Восклицание как громом поразило барскую барыню и сразу свалило ее с ног, в ноги генеральши.
– Простите, родная, я не виновата, само выросло.
– Что выросло?!
– Не знаю.
– А Кейнман знал? лечил?.. Знает он?..
– Знает. Лечил, резал, да ничего не полегчало!.. – нлакала Анна Захаровна.
– А? Так вы вот как! Меня надувать! А кабы ты, поганая, меня заразила! Кабы и у меня это выросло! А?! Об этом ты не подумала?!
И Марья Абрамовна, вне себя от страха и гнева, в тот же день выгнала вон любимицу, а за ней – и друга-доктора.
Барская барыня, уезжая с пожитками на квартиру, не забыла, однако, и свидетельства Маркграфши, которое ей бросила в лицо разгневанная барыня. Она взяла бумагу с собой, выменяла на другой же день на пропускной билет и выехала из зачумленной столицы под именем генеральши Ромодановой.
VIII
Покуда в Москве воевали доктора, смущалось начальство, разбегались по городу суконщики, разносили заразу и начинал волноваться народ, в стенах Донского монастыря жизнь шла обычным порядком, тоже с своими маленькими бурями и угрозами. До монастыря доходили слухи о страшной болезни, явившейся в городе, но монахи не боялись, уверенные, что к ним за монастырскую стену никакая чума не придет. Архимандрит обещался устроить строжайший карантин, никого не впускать в монастырь и никому не позволять отлучаться в Москву.

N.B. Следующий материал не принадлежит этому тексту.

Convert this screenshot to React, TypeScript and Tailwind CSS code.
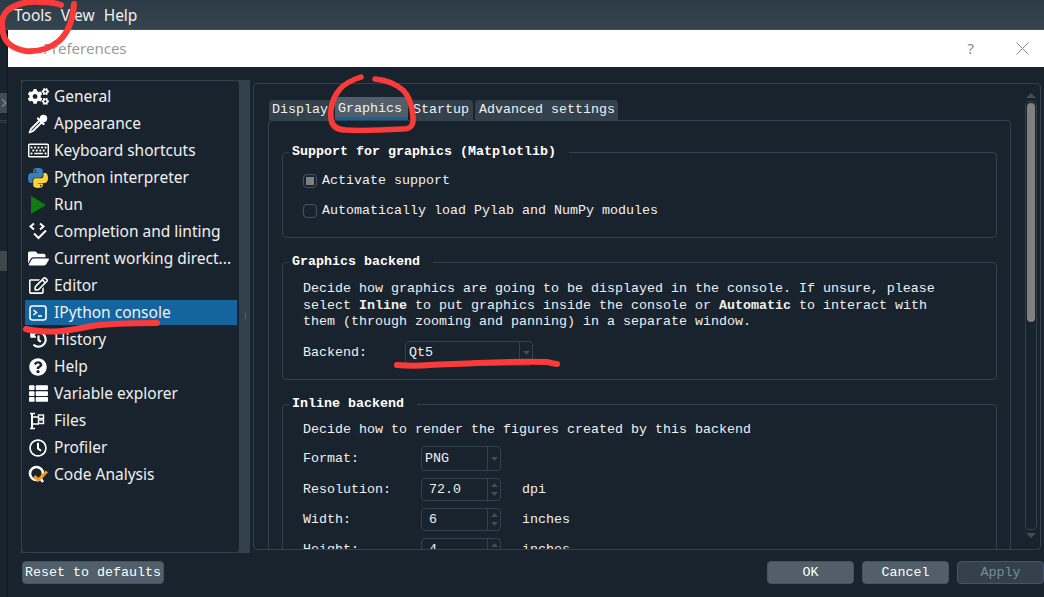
import type { ReactNode } from 'react';
import {
  FaCogs,
  FaRegKeyboard,
  FaFolderOpen,
  FaRegEdit,
  FaHistory,
  FaQuestionCircle,
  FaThList,
  FaRegClock,
} from 'react-icons/fa';
import { ChevronRight } from 'lucide-react';

const PythonIcon = () => (
  <svg width="20" height="20" viewBox="0 0 24 24">
    <path
      fill="#3c7fb5"
      fillRule="evenodd"
      d="M11.9 0C5.8 0 6.2 2.6 6.2 2.6v2.7H12v.8H3.9S0 5.7 0 11.9s3.4 6 3.4 6h2v-2.9s-.1-3.4 3.4-3.4h5.7s3.2.1 3.2-3.1V3.2S18.3 0 11.9 0zM8.7 1.9a1 1 0 1 1 0 2.1 1 1 0 0 1 0-2.1z"
    />
    <path
      fill="#fdd23c"
      fillRule="evenodd"
      transform="rotate(180 12 12)"
      d="M11.9 0C5.8 0 6.2 2.6 6.2 2.6v2.7H12v.8H3.9S0 5.7 0 11.9s3.4 6 3.4 6h2v-2.9s-.1-3.4 3.4-3.4h5.7s3.2.1 3.2-3.1V3.2S18.3 0 11.9 0zM8.7 1.9a1 1 0 1 1 0 2.1 1 1 0 0 1 0-2.1z"
    />
  </svg>
);

const EyedropperIcon = () => (
  <svg width="20" height="20" viewBox="0 0 20 20" fill="none">
    <path d="M11.5 6.5 L3 15 L1.5 18.5 L5 17 L13.5 8.5" stroke="#fff" strokeWidth="1.8" strokeLinejoin="round" />
    <circle cx="15.5" cy="4.5" r="3.7" fill="#fff" />
    <path d="M10 4.5 L15.5 10" stroke="#fff" strokeWidth="2.4" strokeLinecap="round" />
  </svg>
);

const RunIcon = () => (
  <svg width="20" height="20" viewBox="0 0 20 20">
    <path d="M3 1 L18 10 L3 19 Z" fill="#0d7d12" />
  </svg>
);

const CompletionIcon = () => (
  <svg width="20" height="20" viewBox="0 0 20 20" fill="none" stroke="#fff" strokeWidth="2">
    <path d="M6 1.5 L2.5 4.5 L6 7.5" />
    <path d="M12 1.5 L15.5 4.5 L12 7.5" />
    <path d="M6 11.5 L10.5 16 L18 8.5" />
  </svg>
);

const ConsoleIcon = () => (
  <svg width="20" height="20" viewBox="0 0 20 20" fill="none" stroke="#fff" strokeWidth="1.6">
    <rect x="2" y="3" width="16" height="14" rx="2.5" />
    <path d="M5.5 7 L8.5 9.5 L5.5 12" />
    <path d="M10 13 H14" />
  </svg>
);

const FilesIcon = () => (
  <svg width="20" height="20" viewBox="0 0 20 20" fill="none" stroke="#fff">
    <path d="M4 2 V18" strokeWidth="2" />
    <path d="M2 2.5 H7 M2 17.5 H7 M4 6 H11 M4 13 H11" strokeWidth="1.6" />
    <rect x="10.5" y="4" width="5" height="3.5" strokeWidth="1.4" />
    <rect x="10.5" y="9" width="5" height="3.5" strokeWidth="1.4" />
  </svg>
);

const CodeAnalysisIcon = () => (
  <svg width="20" height="20" viewBox="0 0 20 20" fill="none">
    <circle cx="8.5" cy="8.5" r="6.5" stroke="#fff" strokeWidth="2.6" />
    <path d="M12 13 L15 17" stroke="#fff" strokeWidth="2.6" />
    <path d="M6.5 11 L10 15 L19 6.5" stroke="#f59b14" strokeWidth="3" />
  </svg>
);

const navItems: { label: string; icon: ReactNode; active?: boolean }[] = [
  { label: 'General', icon: <FaCogs size={21} color="#fff" /> },
  { label: 'Appearance', icon: <EyedropperIcon /> },
  { label: 'Keyboard shortcuts', icon: <FaRegKeyboard size={21} color="#fff" /> },
  { label: 'Python interpreter', icon: <PythonIcon /> },
  { label: 'Run', icon: <RunIcon /> },
  { label: 'Completion and linting', icon: <CompletionIcon /> },
  { label: 'Current working direct...', icon: <FaFolderOpen size={21} color="#fff" /> },
  { label: 'Editor', icon: <FaRegEdit size={19} color="#fff" /> },
  { label: 'IPython console', icon: <ConsoleIcon />, active: true },
  { label: 'History', icon: <FaHistory size={17} color="#fff" /> },
  { label: 'Help', icon: <FaQuestionCircle size={18} color="#fff" /> },
  { label: 'Variable explorer', icon: <FaThList size={19} color="#fff" /> },
  { label: 'Files', icon: <FilesIcon /> },
  { label: 'Profiler', icon: <FaRegClock size={18} color="#fff" /> },
  { label: 'Code Analysis', icon: <CodeAnalysisIcon /> },
];

const GroupBox = ({ title, className, children }: { title: string; className: string; children: ReactNode }) => (
  <fieldset className={`rounded border border-[#32414b] ${className}`}>
    <legend className="ml-[6px] px-[3px] font-bold text-white text-[13.33px] leading-[16px]">
      <span className="pr-[10px]">{title}</span>
    </legend>
    <div className="pl-[20px]">{children}</div>
  </fieldset>
);

const Arrow = ({ up, big }: { up?: boolean; big?: boolean }) => (
  <svg width={big ? 10 : 7} height={big ? 5 : 4} viewBox="0 0 10 6" preserveAspectRatio="none">
    <path d={up ? 'M5 0 L10 6 H0 Z' : 'M0 0 H10 L5 6 Z'} fill="#3f4f5a" />
  </svg>
);

const Combo = ({ value, width }: { value: string; width: string }) => (
  <div className={`flex h-[25px] items-center rounded border border-[#32414b] ${width}`}>
    <span className="flex-1 pl-[3px]">{value}</span>
    <span className="flex h-full w-[13px] items-center justify-center border-l border-[#32414b]">
      <Arrow />
    </span>
  </div>
);

const Spin = ({ value }: { value: string }) => (
  <div className="flex h-[23px] w-[80px] items-center rounded border border-[#32414b]">
    <span className="flex-1 pl-[7px]">{value}</span>
    <span className="flex h-full w-[13px] flex-col items-center justify-around border-l border-[#32414b] py-[2px]">
      <Arrow up />
      <Arrow />
    </span>
  </div>
);

const FormRow = ({ label, unit, children }: { label: string; unit?: string; children: ReactNode }) => (
  <div className="flex items-center">
    <span className="w-[118px]">{label}</span>
    {children}
    {unit && <span className="ml-[21px]">{unit}</span>}
  </div>
);

const FooterButton = ({ label, disabled }: { label: string; disabled?: boolean }) => (
  <button
    className={`h-[23px] w-[87px] shrink-0 rounded border border-[#455364] pt-px text-center ${
      disabled ? 'bg-[#32414b] text-[#788d9c]' : 'bg-[#505f69] text-white'
    }`}
  >
    {label}
  </button>
);

const Annotations = () => (
  <svg
    className="pointer-events-none absolute left-0 top-0"
    width="1044"
    height="597"
    fill="none"
    stroke="#fb3a3a"
    strokeWidth="5.5"
    strokeLinecap="round"
    strokeLinejoin="round"
  >
    <path d="M74 4 C73 18 69 32 59 41 C49 49 37 52 26 51 C14 49 5 43 3 33 C1 24 2 15 8 10 C16 4 28 1 40 2 C48 2 56 3 61 5" strokeWidth="6" />
    <path d="M361 77 C352 80 345 83 340 89 C333 97 330 108 331 119 C332 126 337 130 346 130 C362 131 385 130 403 129 C411 129 414 125 413 116 C412 105 409 96 403 90 C396 84 386 80 375 79" />
    <path d="M26 329 C38 332 50 332 62 331 C72 330 82 328 92 326 C105 324 125 323 157 323" strokeWidth="6" />
    <path d="M397 365 C408 366 420 366 430 365 C445 364 462 364 477 363 C500 362 525 361 547 362 C552 363 555 364 557 364" strokeWidth="6" />
  </svg>
);

export default function App() {
  return (
    <div className="relative flex h-[597px] w-[1044px] flex-col overflow-hidden bg-[#19232d] font-['Liberation_Mono',monospace] text-[13.33px] leading-[16px] text-[#f0f0f0]">
      {/* Main window menu bar */}
      <div className="flex h-[30px] shrink-0 items-center gap-[9px] border-b border-[#455364] bg-gradient-to-b from-[#2c3a45] to-[#35454f] pl-[14px] font-['Noto_Sans',sans-serif] text-[15.5px] text-[#f0f0f0]">
        <span>Tools</span>
        <span>View</span>
        <span>Help</span>
      </div>

      <div className="flex min-h-0 flex-1">
        {/* Bit of the main window left of the dialog */}
        <div className="flex w-[8px] shrink-0 flex-col border-r border-[#11181f] pt-[63px]">
          <div className="flex h-[20px] items-center bg-[#404a52] text-[#7f8a92]">
            <ChevronRight size={14} className="-ml-[3px] shrink-0" />
          </div>
          <div className="mt-[7px] h-[3px] border-y border-[#32414b]" />
          <div className="mt-[128px] h-[20px] bg-[#3f464c]" />
        </div>

        {/* Preferences dialog */}
        <div className="flex min-w-0 flex-1 flex-col">
          <div className="flex h-[37px] shrink-0 items-center bg-white pb-[1px] pl-[35px] pr-[15px] font-['Noto_Sans',sans-serif] text-[15px] text-[#9b9b9b]">
            <span className="flex-1">Preferences</span>
            <span className="mr-[42px] text-[15px] text-[#8a8a8a]">?</span>
            <svg width="13" height="13" viewBox="0 0 13 13" stroke="#8a8a8a" fill="none">
              <path d="M0.5 0.5 L12.5 12.5 M12.5 0.5 L0.5 12.5" />
            </svg>
          </div>

          <div className="box-content flex h-[473px] shrink-0 pl-[13px] pr-[3px] pt-[13px]">
            {/* Page list */}
            <div className="flex w-[229px] shrink-0 bg-[#32414b]">
              <div className="flex w-[219px] flex-col gap-[2px] rounded-sm border border-[#32414b] bg-[#19232d] pl-[3px] pr-[2px] pt-[3px] font-['Noto_Sans',sans-serif] text-[15.5px]">
                {navItems.map((item) => (
                  <div
                    key={item.label}
                    className={`flex h-[25px] shrink-0 items-center ${item.active ? 'bg-[#1464a0] text-[#f0f0f0]' : ''}`}
                  >
                    <span className="flex w-[29px] shrink-0 justify-center pr-[3px]">{item.icon}</span>
                    <span className="whitespace-nowrap pb-[2px]">{item.label}</span>
                  </div>
                ))}
              </div>
              <div className="flex flex-1 items-center justify-center">
                <div className="h-[7px] w-px bg-[#505f69]" />
              </div>
            </div>

            {/* Page content */}
            <div className="ml-[3px] mt-[3px] flex h-[467px] min-w-0 flex-1 rounded border border-[#32414b] pl-[14px] pr-[4px]">
              <div className="flex w-[743px] shrink-0 flex-col pt-[13px]">
                <div className="flex h-[23px] shrink-0 items-end gap-[2px] pl-px">
                  <div className="flex h-[20px] w-[64px] items-center rounded-t-sm bg-[#32414b] pl-[3px]">Display</div>
                  <div className="flex h-[23px] w-[73px] items-center rounded-t-sm border-b-[3px] border-[#1464a0] bg-[#505f69] pl-[3px] pt-[4px]">
                    Graphics
                  </div>
                  <div className="flex h-[20px] w-[63px] items-center rounded-t-sm bg-[#32414b] pl-[3px]">Startup</div>
                  <div className="flex h-[20px] w-[143px] items-center rounded-t-sm bg-[#32414b] pl-[4px]">
                    Advanced settings
                  </div>
                </div>
                <div className="h-0 min-h-0 flex-1 overflow-hidden rounded-t border-x border-t border-[#32414b] px-[13px] pt-[23px]">
                  <GroupBox title="Support for graphics (Matplotlib)" className="h-[94px] pt-[13px]">
                    <div className="flex items-center gap-[5px]">
                      <span className="flex h-[14px] w-[14px] items-center justify-center rounded-sm border border-[#455364]">
                        <span className="h-[8px] w-[8px] bg-[#808080]" />
                      </span>
                      Activate support
                    </div>
                    <div className="mt-[14px] flex items-center gap-[5px]">
                      <span className="h-[14px] w-[14px] rounded-sm border border-[#455364]" />
                      Automatically load Pylab and NumPy modules
                    </div>
                  </GroupBox>

                  <GroupBox title="Graphics backend" className="mt-[16px] h-[126px] pt-[11px]">
                    <p className="leading-[16.5px]">
                      Decide how graphics are going to be displayed in the console. If unsure, please
                      <br />
                      select <b>Inline</b> to put graphics inside the console or <b>Automatic</b> to interact with
                      <br />
                      them (through zooming and panning) in a separate window.
                    </p>
                    <div className="mt-[10px] flex items-center">
                      <span className="w-[102px]">Backend:</span>
                      <Combo value="Qt5" width="w-[128px]" />
                    </div>
                  </GroupBox>

                  <GroupBox title="Inline backend" className="mt-[16px] h-[190px] pt-[10px]">
                    <p>Decide how to render the figures created by this backend</p>
                    <div className="mt-[8px] flex flex-col gap-[7px]">
                      <FormRow label="Format:">
                        <Combo value="PNG" width="w-[80px]" />
                      </FormRow>
                      <FormRow label="Resolution:" unit="dpi">
                        <Spin value="72.0" />
                      </FormRow>
                      <FormRow label="Width:" unit="inches">
                        <Spin value="6" />
                      </FormRow>
                      <FormRow label="Height:" unit="inches">
                        <Spin value="4" />
                      </FormRow>
                    </div>
                  </GroupBox>
                </div>
              </div>

              {/* Scroll bar */}
              <div className="ml-[14px] mt-[9px] flex w-[12px] shrink-0 flex-col items-center gap-[3px]">
                <Arrow up big />
                <div className="h-[429px] w-[12px] shrink-0 rounded border border-[#32414b] p-px">
                  <div className="h-[219px] rounded bg-[#808080]" />
                </div>
                <Arrow big />
              </div>
            </div>
          </div>

          {/* Dialog buttons */}
          <div className="flex flex-1 items-start gap-[8px] overflow-hidden pl-[14px] pt-[8px]">
            <button className="h-[23px] w-[142px] shrink-0 rounded border border-[#455364] bg-[#505f69] pt-px text-center text-white">
              Reset to defaults
            </button>
            <div className="ml-[595px] flex gap-[8px]">
              <FooterButton label="OK" />
              <FooterButton label="Cancel" />
              <FooterButton label="Apply" disabled />
            </div>
          </div>
        </div>
      </div>

      <Annotations />
    </div>
  );
}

Менее всех думали о чуме два молодых послушника – Абрам и Борис. Они были так счастливы, что никакая чума не смутила бы их.
Монастырский послушник Борис появился в монастыре, еще когда все было покрыто снегами. Теперь давно уже наступили теплые майские дни; все зеленело как в монастырской ограде, так и кругом монастыря. Но Уля еще не могла прийти в себя, не могла опомниться, сознательно оглянуться и объяснить самой себе, как сделала она роковой шаг и каким образом совершился столь важный переворот в ее жизни.
Уля часто сидела у окна кельи, смотрела по целым часам во внутренний двор монастыря – пустынный, безлюдный и немой. Она вспоминала малейшие мелочи своего недавнего прошлого, свое мыканье у Алтынова, у Воротынского, свою встречу на проруби с бедным отцом Авдеем и, наконец, свою роковую встречу с Дмитриевым поздно вечером, на улице Москвы. И с той минуты, что она согласилась, не имея пристанища, сесть в санки Дмитриева и ехать с ним в Донской, сама не зная как, но зная только, что там найдет она Абрама, – с той минуты вся жизнь ее повернулась иначе. С этого дня потеряла она собственную волю и повиновалась беспрекословно Абраму, чего бы он ни потребовал.
Только раз, на второй или третий день после приезда, она провела одну бессонную ночь в маленьком домике за монастырскими воротами, тоже принадлежавшем баричу.
Она обдумывала всячески свою беседу с Абрамом накануне вечером, вспоминала каждое его слово. Она то решалась на все, то смущалась и хотела бежать из монастыря, снова мыкаться по Москве, но мысль, что она будет найдена, силой приведена к Воротынскому, останавливала ее. Под утро, поплакав немного, Уля взяла две бумажки, вырезала два билетика, затем достала щепку, обожгла кончик на свече и нацарапала, как умела, на одном билетике – «Боже оборони», а на другом – «Боже благослови». Положив оба билетика в углу образном, она спокойно заснула.